*Aim of the exercise*
Pull out exactly the lines from the line containing "Write the React, TypeScript" to the line containing "import React from", both lines included, with pictures removed from the copy.

[Front-end source files]
------------------------------------------------------------------------
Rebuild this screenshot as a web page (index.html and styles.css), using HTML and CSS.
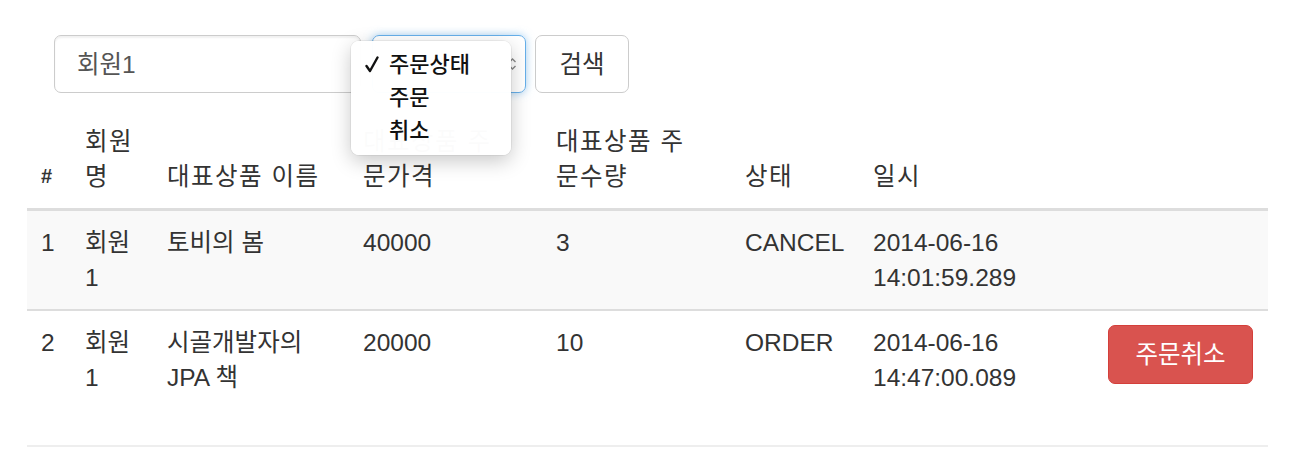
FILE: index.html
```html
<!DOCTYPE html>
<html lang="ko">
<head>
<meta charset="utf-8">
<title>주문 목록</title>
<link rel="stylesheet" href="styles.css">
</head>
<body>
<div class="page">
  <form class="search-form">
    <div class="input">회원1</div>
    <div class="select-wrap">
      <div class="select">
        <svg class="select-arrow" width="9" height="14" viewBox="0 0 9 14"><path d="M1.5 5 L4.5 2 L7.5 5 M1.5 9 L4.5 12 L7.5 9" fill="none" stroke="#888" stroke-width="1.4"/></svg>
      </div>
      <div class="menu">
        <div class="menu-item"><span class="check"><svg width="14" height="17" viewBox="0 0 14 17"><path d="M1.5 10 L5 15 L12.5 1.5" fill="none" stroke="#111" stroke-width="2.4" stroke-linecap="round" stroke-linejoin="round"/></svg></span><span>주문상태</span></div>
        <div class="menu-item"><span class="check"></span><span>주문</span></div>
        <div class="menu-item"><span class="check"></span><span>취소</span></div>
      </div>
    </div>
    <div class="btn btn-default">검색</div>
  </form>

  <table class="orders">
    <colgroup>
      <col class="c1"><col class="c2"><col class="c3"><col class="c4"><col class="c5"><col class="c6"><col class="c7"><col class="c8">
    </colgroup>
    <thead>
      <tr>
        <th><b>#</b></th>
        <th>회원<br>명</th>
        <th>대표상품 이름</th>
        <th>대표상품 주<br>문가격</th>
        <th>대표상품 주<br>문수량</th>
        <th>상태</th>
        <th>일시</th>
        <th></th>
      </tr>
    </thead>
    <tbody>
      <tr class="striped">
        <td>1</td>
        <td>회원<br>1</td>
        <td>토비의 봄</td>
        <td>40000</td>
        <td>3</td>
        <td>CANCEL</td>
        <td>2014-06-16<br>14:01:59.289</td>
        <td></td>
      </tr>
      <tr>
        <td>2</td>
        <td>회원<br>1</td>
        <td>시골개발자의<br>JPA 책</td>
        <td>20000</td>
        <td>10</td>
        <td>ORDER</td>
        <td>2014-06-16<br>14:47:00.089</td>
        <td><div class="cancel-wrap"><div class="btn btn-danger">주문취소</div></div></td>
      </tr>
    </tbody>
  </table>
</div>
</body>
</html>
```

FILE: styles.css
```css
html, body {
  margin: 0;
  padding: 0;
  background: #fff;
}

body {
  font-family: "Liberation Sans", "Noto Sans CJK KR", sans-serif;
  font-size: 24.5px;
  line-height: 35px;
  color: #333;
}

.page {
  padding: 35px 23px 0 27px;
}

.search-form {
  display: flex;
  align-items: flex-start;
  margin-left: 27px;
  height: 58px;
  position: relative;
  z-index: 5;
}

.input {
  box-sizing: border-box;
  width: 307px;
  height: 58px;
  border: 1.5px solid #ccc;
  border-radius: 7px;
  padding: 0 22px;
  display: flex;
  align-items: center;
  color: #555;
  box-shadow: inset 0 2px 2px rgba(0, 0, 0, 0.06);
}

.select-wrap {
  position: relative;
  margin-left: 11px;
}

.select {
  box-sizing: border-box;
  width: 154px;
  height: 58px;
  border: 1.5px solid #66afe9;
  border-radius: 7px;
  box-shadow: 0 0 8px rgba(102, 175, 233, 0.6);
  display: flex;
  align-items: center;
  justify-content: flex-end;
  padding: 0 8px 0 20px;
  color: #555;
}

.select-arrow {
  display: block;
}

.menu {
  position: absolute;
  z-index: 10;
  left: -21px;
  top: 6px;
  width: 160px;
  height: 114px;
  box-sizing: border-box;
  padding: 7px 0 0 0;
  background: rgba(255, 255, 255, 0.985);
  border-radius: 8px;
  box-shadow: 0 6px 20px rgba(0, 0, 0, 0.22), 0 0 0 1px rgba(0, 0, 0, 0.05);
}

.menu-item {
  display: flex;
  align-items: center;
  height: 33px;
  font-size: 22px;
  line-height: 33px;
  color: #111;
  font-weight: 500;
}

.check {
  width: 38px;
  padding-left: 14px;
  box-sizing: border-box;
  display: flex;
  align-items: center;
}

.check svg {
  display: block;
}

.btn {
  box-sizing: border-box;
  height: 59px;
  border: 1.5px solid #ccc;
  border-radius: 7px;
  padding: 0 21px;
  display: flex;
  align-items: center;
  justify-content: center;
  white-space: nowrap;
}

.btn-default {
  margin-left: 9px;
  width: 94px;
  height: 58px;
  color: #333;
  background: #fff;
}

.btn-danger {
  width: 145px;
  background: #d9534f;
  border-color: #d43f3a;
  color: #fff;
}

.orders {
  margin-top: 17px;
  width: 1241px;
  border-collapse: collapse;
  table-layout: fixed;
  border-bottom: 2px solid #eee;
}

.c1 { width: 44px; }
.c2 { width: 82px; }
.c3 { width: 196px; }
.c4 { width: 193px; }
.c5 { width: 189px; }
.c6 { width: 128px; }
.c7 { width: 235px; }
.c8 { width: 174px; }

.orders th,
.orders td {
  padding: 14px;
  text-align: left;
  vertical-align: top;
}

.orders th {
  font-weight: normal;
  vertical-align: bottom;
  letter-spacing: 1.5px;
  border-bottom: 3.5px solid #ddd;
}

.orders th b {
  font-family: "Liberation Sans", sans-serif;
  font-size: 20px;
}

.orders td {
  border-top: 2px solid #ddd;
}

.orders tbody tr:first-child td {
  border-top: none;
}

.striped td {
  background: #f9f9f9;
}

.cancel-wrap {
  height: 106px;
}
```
------------------------------------------------------------------------
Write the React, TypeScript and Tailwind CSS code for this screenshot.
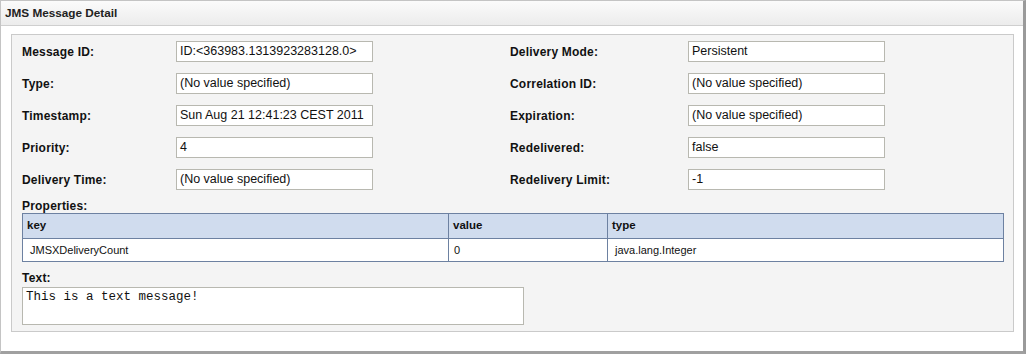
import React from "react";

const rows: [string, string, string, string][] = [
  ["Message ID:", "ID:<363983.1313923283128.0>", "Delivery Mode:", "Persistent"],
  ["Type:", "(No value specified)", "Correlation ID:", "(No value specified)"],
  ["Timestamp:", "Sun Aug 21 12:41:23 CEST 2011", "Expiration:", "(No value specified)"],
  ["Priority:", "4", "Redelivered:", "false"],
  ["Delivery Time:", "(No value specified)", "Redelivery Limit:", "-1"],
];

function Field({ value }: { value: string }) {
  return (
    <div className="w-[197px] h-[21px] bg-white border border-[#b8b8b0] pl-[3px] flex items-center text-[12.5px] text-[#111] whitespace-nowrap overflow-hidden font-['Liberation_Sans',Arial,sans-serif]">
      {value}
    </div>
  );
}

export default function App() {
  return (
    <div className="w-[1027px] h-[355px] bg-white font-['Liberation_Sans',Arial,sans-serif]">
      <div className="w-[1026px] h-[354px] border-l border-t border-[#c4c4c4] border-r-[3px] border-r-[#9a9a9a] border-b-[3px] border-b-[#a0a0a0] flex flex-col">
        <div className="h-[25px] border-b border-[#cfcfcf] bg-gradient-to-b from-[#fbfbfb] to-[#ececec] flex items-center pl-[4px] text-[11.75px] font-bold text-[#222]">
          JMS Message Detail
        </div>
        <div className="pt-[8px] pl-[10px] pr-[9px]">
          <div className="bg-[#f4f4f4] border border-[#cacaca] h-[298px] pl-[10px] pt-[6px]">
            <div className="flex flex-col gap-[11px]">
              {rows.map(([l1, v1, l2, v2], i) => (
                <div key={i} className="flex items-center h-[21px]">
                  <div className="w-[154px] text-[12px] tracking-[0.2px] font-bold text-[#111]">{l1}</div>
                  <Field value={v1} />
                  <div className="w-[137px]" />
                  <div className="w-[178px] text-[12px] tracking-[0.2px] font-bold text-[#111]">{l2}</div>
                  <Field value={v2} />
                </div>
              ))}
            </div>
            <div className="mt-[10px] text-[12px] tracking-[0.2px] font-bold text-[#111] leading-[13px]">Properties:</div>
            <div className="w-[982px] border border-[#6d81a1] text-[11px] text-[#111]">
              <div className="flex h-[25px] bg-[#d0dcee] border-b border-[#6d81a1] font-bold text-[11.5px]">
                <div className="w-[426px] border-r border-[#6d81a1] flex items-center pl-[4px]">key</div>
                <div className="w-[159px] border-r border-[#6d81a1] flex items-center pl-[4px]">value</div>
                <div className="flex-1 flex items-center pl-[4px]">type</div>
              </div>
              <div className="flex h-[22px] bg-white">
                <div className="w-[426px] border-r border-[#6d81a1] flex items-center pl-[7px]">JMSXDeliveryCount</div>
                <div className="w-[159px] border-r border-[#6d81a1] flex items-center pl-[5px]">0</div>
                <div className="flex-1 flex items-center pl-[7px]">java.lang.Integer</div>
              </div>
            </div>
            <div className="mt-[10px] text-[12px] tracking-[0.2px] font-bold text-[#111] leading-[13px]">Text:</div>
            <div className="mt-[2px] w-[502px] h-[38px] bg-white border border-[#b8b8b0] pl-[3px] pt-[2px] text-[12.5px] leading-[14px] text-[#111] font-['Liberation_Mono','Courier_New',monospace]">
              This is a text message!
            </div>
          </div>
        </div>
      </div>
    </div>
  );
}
------------------------------------------------------------------------
*Result*
Write the React, TypeScript and Tailwind CSS code for this screenshot.
import React from "react";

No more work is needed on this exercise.